# Will it and can it get better??



## Rico (Jul 28, 2010)

My STBX and I have been pretty crappy to each other. Especially since we both talked about when and if we decided to go this route that we would keep it cordial. So many things have affected that stance in recent months. She sees me as a freeloader that doesnt pay anything towards the house while I'm there and I see her as a vindictive and spiteful woman who doesnt see the contributions i make to the home while i am there. For the most part, it's been money that has turned this into a nightmare. What I want to know is if this will ever repair itself. She's gone as far as bashing me to people who I considered mutual friends and airing our dirty laundry out to them. I have no malice in my heart towards her and i truly hope one day maybe we can come to a crossroads where things can be civil towards us. It just seems like her life revolves strictly on beating me and doingg whatever she can to talk negatively towards me. I have never spoken ill of her to anyone and refuse to put anyof my friends in a position where they would have to choose between her or I. Those that judge me based only on her story I won't consider them my friends unfortunately. All i can do is hope that for the sake of my children this hateful and bitter behavior leaves her and she learns once again that i meant her no harm and that this just did not work after 10 years.


----------



## TotoWeRNotInKansasAnymore (Apr 7, 2011)

My ex and I said a lot of nasty things to each other during the beginning stages of our divorce. I believe we have forgiven each other for the majority of our undesirable behaviors which took place at then.


----------



## Shooboomafoo (Mar 30, 2011)

could be irrational self-preservation, internal demonizing of the other individual to gain a sense of strength to get through it.
or she could be getting coaching from someone helping her build a case against you in divorce court.


----------



## staircase (May 16, 2011)

I truly hope it gets better. Perhaps she's just in the thick of it and lashing out. Really keep on eye on it, though. My friend's ex never got over this behavior and three years later they are still battling in court over his petty and delusional accusations.


----------



## singleinjanuary (May 18, 2011)

sadand said:


> My H has been really clear about us trying to be king and civil to each other during this process, which I agree with, but I am sorry, there are just some things that stink about this and sometimes I am hurt and angry. I try to keep myself together, but it is very hard to be nice


_Posted via Mobile Device_


----------



## singleinjanuary (May 18, 2011)

I'm with you sad. I am greatful for a stbx that is decent to his kids and fair as far as money goes. I try so hard to be nice but damn this situation seems so unfair at times!! We have said some real ugly things to each other. I know that some of the things I said I wish I could take back but I had to get really mad before I actually stuck up for myself.

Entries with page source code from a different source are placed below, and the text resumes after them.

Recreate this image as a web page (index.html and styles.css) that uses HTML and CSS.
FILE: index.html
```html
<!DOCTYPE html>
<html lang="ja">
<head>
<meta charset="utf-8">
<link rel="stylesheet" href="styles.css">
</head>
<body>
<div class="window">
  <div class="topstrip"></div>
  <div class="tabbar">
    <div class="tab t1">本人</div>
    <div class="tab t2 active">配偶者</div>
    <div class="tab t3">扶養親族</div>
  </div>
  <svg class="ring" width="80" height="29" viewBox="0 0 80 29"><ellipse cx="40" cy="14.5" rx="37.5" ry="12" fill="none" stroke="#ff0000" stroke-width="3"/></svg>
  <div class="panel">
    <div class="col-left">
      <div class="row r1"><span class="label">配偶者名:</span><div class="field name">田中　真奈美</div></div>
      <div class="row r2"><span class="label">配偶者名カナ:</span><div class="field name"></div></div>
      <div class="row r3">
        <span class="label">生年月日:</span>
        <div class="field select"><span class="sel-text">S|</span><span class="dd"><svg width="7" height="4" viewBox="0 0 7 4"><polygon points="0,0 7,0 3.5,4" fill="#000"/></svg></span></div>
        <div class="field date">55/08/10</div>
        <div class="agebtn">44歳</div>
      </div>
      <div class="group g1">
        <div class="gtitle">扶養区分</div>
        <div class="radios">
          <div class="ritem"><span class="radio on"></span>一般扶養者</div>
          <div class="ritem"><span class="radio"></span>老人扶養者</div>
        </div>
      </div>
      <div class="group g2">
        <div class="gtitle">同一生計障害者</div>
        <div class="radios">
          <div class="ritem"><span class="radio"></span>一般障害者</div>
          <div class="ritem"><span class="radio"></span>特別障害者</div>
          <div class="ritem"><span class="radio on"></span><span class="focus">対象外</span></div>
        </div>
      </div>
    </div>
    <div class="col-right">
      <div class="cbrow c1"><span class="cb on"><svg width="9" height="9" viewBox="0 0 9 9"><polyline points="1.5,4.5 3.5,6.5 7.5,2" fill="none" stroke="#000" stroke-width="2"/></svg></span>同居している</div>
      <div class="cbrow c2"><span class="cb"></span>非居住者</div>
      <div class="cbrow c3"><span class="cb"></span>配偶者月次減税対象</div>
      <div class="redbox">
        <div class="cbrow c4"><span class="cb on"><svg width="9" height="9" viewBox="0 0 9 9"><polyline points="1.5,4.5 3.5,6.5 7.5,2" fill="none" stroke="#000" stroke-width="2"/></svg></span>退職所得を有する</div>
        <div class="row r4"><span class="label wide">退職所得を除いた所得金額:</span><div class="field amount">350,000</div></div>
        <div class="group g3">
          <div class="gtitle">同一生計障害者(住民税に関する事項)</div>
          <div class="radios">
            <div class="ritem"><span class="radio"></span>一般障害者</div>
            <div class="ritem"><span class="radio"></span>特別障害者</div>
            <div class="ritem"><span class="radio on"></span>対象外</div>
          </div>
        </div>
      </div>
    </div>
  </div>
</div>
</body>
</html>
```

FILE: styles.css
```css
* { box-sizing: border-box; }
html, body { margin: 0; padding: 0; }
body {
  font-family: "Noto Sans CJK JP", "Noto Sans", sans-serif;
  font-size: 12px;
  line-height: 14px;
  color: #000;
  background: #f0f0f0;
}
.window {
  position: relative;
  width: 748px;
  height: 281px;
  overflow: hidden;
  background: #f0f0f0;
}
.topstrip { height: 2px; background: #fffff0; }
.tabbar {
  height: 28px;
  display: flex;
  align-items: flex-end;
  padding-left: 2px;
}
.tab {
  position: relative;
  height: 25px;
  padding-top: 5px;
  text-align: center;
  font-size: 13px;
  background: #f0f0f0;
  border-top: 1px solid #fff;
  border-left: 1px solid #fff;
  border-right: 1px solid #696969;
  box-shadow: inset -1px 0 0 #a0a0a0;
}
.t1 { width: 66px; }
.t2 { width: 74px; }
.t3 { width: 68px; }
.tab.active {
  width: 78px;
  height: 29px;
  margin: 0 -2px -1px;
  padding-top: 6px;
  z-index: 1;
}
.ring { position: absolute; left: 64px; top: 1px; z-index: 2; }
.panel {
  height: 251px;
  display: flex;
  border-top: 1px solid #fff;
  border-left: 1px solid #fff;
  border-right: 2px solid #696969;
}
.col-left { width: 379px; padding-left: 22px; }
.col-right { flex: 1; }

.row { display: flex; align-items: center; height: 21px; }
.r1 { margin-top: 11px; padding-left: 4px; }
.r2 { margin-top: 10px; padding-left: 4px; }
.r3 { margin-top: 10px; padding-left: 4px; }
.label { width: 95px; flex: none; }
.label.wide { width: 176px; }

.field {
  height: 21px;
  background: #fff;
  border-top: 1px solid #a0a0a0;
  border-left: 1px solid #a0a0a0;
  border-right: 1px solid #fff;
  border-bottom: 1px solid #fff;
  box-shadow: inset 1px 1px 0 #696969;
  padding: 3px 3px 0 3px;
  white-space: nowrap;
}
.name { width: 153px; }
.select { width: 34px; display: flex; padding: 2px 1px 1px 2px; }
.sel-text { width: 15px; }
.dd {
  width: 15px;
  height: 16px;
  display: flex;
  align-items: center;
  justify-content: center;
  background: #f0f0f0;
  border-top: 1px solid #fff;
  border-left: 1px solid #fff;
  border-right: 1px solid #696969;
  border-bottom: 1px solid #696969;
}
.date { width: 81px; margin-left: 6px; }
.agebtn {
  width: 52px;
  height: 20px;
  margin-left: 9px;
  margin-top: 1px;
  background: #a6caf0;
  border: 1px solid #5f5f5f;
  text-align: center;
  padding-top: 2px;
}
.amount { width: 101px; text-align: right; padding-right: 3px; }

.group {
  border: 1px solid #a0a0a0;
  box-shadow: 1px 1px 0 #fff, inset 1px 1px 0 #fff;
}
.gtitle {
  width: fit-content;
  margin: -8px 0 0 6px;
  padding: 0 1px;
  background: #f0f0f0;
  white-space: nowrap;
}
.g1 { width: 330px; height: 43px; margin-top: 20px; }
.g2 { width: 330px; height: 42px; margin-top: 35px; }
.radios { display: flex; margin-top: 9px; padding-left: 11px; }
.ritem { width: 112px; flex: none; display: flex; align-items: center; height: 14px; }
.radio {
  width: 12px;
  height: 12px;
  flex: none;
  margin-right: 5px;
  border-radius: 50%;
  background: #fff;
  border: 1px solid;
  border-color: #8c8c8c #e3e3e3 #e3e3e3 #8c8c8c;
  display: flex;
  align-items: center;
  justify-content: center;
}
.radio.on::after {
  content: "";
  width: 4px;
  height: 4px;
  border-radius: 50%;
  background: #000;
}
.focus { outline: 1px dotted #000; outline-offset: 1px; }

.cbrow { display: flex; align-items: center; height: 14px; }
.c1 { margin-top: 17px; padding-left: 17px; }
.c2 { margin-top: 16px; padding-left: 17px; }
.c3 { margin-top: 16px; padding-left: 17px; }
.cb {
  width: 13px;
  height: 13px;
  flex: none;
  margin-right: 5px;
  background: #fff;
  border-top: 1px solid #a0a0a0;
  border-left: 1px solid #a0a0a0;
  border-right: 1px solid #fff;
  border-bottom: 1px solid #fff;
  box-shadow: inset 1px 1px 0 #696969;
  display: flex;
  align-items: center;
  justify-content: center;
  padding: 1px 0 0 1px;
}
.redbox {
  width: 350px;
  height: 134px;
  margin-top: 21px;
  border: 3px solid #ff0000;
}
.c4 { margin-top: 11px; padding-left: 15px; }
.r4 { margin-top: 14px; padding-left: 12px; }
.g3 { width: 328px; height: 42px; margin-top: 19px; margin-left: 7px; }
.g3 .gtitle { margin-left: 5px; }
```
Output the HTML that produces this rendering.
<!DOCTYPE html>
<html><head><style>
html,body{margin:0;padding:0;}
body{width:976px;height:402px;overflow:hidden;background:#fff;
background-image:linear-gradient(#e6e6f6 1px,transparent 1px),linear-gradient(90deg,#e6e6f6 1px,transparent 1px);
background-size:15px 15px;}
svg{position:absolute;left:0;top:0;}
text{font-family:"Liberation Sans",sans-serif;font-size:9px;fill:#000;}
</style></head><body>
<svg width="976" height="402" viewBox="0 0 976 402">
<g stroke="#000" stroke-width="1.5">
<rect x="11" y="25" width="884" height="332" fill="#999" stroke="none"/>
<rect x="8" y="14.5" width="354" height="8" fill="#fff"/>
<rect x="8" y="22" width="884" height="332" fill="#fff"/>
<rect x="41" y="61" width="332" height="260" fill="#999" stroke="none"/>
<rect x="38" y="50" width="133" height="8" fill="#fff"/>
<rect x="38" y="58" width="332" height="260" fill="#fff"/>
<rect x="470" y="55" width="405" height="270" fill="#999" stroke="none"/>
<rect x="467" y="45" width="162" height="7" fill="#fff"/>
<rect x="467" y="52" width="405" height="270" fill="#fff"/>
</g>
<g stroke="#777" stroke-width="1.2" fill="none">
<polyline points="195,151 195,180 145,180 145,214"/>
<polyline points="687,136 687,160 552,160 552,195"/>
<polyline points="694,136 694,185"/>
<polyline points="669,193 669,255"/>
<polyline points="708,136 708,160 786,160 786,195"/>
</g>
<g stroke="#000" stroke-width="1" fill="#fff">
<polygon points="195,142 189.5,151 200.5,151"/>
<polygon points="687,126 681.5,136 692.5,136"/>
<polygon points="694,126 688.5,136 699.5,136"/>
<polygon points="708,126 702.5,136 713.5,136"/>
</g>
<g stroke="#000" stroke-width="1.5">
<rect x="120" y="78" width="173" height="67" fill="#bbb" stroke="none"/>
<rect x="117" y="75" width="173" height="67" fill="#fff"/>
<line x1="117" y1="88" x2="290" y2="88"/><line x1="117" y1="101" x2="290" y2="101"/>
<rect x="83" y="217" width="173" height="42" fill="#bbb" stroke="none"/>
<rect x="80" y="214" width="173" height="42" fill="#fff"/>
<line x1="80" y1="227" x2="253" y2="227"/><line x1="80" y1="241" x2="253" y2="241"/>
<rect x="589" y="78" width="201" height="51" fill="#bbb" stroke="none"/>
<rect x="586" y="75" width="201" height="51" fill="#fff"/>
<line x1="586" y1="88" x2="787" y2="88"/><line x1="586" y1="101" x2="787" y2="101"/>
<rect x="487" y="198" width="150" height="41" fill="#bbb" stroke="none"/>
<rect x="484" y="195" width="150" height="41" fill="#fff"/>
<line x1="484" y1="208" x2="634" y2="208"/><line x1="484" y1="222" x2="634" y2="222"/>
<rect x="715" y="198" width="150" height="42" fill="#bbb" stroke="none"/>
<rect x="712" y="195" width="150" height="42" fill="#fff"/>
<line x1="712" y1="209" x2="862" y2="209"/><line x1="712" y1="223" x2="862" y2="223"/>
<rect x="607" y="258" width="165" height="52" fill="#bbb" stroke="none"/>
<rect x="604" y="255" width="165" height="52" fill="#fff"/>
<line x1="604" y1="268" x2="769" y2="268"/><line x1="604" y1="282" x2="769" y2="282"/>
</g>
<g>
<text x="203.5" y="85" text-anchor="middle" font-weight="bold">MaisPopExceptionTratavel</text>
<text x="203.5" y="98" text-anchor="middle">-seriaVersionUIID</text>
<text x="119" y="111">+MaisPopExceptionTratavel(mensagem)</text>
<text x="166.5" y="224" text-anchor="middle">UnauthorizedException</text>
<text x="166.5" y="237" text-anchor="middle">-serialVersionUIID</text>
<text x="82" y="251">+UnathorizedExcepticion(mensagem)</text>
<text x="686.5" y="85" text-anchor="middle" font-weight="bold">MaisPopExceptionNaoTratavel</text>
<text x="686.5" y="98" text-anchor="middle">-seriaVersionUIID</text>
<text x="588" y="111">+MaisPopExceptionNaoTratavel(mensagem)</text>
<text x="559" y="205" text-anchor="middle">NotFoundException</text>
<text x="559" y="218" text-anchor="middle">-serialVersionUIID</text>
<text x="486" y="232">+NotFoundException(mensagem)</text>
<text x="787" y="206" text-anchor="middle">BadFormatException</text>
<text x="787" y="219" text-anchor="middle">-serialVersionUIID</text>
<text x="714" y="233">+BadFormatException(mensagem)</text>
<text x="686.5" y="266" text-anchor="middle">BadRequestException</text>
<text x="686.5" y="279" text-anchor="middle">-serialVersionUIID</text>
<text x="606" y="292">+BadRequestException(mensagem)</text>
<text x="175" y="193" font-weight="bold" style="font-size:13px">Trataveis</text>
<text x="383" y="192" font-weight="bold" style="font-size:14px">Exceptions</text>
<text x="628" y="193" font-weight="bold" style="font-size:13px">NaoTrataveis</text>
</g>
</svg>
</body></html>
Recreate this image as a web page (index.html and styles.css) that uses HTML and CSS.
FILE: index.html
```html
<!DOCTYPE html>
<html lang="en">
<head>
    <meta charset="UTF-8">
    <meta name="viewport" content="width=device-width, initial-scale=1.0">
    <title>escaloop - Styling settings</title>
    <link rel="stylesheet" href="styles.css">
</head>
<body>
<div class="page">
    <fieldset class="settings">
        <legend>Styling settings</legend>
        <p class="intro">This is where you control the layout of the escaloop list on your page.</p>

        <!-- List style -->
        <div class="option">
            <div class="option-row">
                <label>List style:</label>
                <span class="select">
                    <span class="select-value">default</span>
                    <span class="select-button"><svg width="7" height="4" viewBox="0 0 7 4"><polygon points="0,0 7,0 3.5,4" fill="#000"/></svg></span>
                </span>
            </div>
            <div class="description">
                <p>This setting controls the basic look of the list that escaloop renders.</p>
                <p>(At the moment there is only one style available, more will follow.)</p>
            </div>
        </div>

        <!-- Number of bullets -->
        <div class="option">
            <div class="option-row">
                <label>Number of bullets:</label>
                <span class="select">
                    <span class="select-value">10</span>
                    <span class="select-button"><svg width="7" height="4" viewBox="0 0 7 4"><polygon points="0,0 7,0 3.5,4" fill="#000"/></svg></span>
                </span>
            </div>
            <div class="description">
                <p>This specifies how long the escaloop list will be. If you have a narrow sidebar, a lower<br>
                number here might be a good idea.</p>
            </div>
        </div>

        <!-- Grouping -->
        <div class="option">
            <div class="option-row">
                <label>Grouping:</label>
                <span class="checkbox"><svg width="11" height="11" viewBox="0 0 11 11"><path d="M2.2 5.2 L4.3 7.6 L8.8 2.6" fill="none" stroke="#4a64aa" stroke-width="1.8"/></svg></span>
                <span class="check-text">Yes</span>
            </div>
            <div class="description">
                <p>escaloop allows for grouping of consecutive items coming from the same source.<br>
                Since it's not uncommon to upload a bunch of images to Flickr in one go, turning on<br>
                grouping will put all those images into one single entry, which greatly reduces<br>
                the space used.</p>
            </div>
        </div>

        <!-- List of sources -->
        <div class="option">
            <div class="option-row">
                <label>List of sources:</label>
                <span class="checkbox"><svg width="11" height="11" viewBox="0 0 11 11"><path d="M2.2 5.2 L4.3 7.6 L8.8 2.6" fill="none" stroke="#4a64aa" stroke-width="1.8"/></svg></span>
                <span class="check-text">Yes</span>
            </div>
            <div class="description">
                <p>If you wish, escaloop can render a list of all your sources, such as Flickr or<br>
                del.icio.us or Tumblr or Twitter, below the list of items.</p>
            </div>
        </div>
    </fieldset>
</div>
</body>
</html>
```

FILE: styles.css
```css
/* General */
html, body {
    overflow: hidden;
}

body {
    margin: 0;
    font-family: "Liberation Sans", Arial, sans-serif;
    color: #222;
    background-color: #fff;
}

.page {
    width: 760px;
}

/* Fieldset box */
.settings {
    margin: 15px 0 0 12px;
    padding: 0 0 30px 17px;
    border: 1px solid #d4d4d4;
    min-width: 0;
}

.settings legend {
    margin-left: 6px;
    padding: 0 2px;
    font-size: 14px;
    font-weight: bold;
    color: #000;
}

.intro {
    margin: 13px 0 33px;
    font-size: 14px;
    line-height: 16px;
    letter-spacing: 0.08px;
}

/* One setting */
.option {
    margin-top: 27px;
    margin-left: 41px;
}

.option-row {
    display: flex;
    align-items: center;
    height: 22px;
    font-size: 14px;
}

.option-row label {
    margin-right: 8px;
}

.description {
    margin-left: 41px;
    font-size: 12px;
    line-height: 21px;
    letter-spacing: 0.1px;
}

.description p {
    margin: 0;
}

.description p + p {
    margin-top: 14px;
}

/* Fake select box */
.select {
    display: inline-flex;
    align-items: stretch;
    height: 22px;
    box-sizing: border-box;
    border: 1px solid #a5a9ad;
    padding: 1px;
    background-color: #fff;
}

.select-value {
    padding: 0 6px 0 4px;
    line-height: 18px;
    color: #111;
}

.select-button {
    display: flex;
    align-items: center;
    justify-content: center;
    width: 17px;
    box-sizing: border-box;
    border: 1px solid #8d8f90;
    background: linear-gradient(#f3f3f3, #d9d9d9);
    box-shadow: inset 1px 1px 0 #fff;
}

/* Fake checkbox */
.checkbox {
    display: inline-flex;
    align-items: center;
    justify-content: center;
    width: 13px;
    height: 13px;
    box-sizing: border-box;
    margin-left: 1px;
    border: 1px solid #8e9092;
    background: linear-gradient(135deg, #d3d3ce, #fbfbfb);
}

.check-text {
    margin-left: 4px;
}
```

It seems this is pretty normal that you go through these stages of mourning.
_Posted via Mobile Device_


----------



## dante (Jun 2, 2011)

I agree as well. Keeping the civility and the happy face is just so damned hard to do. Especially when things seem like everything is out to get you upset.


----------



## dante (Jun 2, 2011)

It's funny how it seems that after the marriage is on the rocks the real big guns can come out (even if you are not fighting). I feel like my W is manipulating me much more since she left. All I am trying to do is stay positive, but she hasn't mentioned divorce directly. She just says things that point toward divorce without actually saying the words. I don't want a divorce, but she really knows how to kick me when I'm down.


----------



## Rico (Jul 28, 2010)

I know the feeling Dante. My STBX has said things that have attacked me as a father and a human being. Going as far as insulting my level of education which seemed to be good enough for her when she decided to marry me. It's a low blow to me and then I try to hold it together but she says these things and then dont have the inner strength to hold back and I lash out back at her. It's just so disgusting that we go at each other this way because at one time we did love each other very much. I know she her bitterness stems alot with the fact that she feels that she is unfairly carrying the load within the home as far as bills. The fact is she always made more than me and wanted me to pay the usual bills and then on top of that pay half of a 3400 once we decided to split. I wanted out of the house and to sell it. I thought that was the most affordable option for everyone but she decided she wanted the house. I said fine take it but I am only paying the bills I normally paid which my lawyer said was fair considering my income. She decided she didnt want to help pay half of the credit card debt that I was carrying so i felt we were even on that front. I digress, I hope that when I do move out that hopefully the process of healing can begin and that we can, for the sake of our kids learn to work towards a civil and healthy relationaship, right now that seems impossible.


----------